Dagga! Dagga! Dagga!

I deactivated my facebook (yay!)
and blocked my twitter for an entirety of 24 hours (double yay!)

Needless to say, my communication abilities are a bit stunted which is good because now I can channel all this pent up energy into a beautifully constructed blog (which will have graphics soon), instead of mindlessly posting statuses for a bunch of people to read who I don't actually speak to in real life. (LAME!)

Anyway, so while i was "doing homework" (cough cough), I stumbled upon this documentary called "Man Ooman" about modern dancehall subculture, and that style of dancing.
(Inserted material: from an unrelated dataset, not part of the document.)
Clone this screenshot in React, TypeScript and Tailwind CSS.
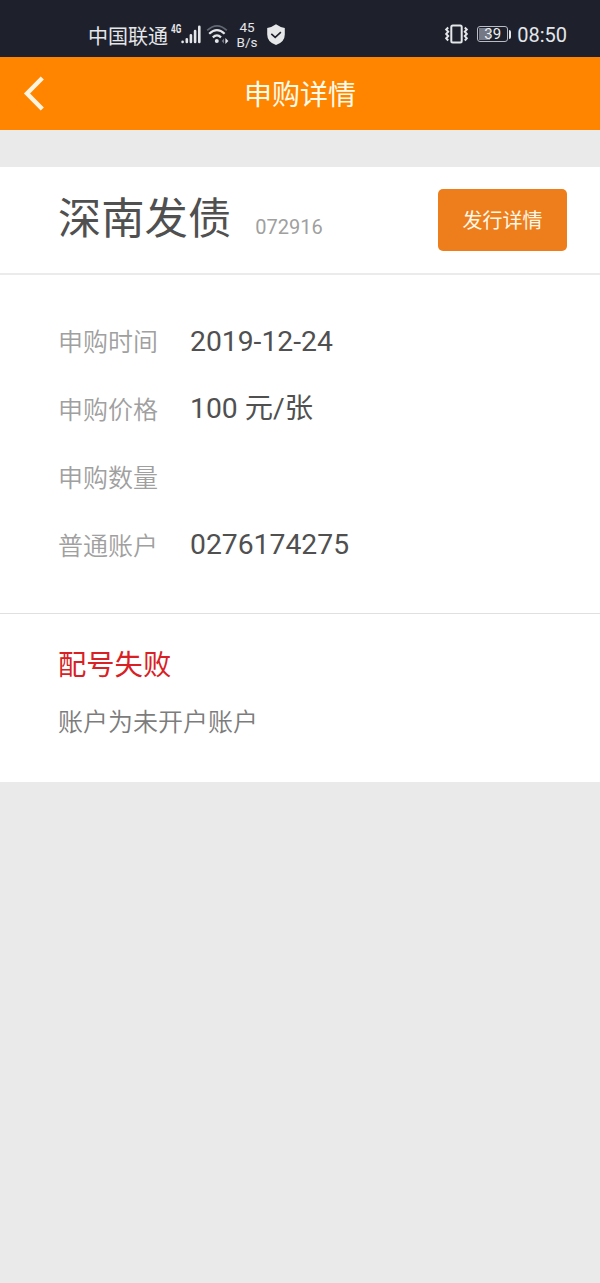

I personally would like to see the whole thing because I don't get it. Why would a girl/woman volunteer herself to be objectified, and have her hair and clothes get messed up in the process. Giiirrrrll, you know you spent hours on that! There's nothing wrong with dances being sexual. I just see a problem with it when that sexuality is paired with aggression. 

There's definitely a role reversal from traditional dancing. In traditional grinding "the woman is the portrait and the male is the frame." Her goal being to "break" him. Some (probably Caribbean) guys follow and some just stand there while the woman does her thing, but daggering is about power. The men try to show off like in Cuban-style salsa or Casino but they take it a step further and try to show the woman their power in a very aggressively sexual, almost violent manner. Sometimes the girls even try to run away! Yikes!

Grinding or Dubbing:



Here's a trailer for the documentary:

According to Beenie Man, dancehall started in the ghetto. I particularly felt enlightened by Stacey Ann Chin's quote, 
 "When you have no control over your kids and your life, you seek control in weird places like "I'm gonna control how high this girl can place her leg or how hard I can thrust her against the wall."

Sociologists say that in poor areas, young girls tend to be hyper-sexual and men tend to be violent so why wouldn't that be expressed through dance (e.g. grinding/dubbing/perreo/daggering and the slew of youtube taped fights that have become popular in recent times.)

If someone finds the whole documentary, let me know!
I'd like to get another female's perspective on this. What do you think about our way of expressing ourselves through dance? Do women enjoy this? Do they do it to feel bad or because it's all they know? to fit in? low self-esteem? daddy issues? sexual empowerment? to feel attractive to the opposite sex? influence by the media?